A Warranty Isn’t What it Used to Be
320 words eaten alive on August 25, 2010 - Filed Under Business, Electronics -
Many years ago when I started this business pretty much everything I sold had a warranty of 1 year or better. Nearly all those items could be returned to my distributor for repair/replacement. During the last few years though there’s been quite a shift in the way a warranty is handled, most items now have to be sent back to the manufacturer by the end-user (the customer). It started with monitors, then other spread to other items. Now there are very few things that can be brought back to me to take care of. Power supplies, hard drives and RAM are the only ones that come to mind.
When I first got Rock Band there was a big pink piece of paper inside the box that said “If you have problems with this hardware DO NOT return it to the store it was purchased from, please call this number….” I’ve been seeing that a lot lately. New gadgets especially, I just checked out an iPad warranty for the hell of it and it’s 1 year manufacturer, but you can also buy extended time direct from Apple.

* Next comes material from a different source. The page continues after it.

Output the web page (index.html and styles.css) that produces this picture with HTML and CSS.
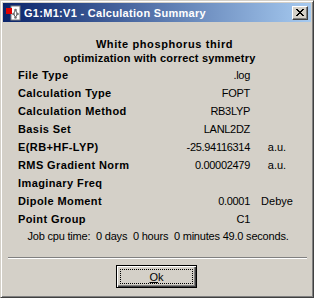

It isn’t just with little stores like mine though, even the big guys like Walmart are the same way now. You get a 14 day period during which you can return something to Walmart, but after that if the item dies you have to deal with the manufacturer directly. Not that it’s a bad thing generally, but in a lot of cases it means you may have to pay a few bucks in shipping fees, but it also tends to be faster if you deal direct. If an item comes back to me, I ship it back to my distributor, then they ship to the manufacturer. So while you lose the personal service, you also cut out the middle men involved in the RMA process!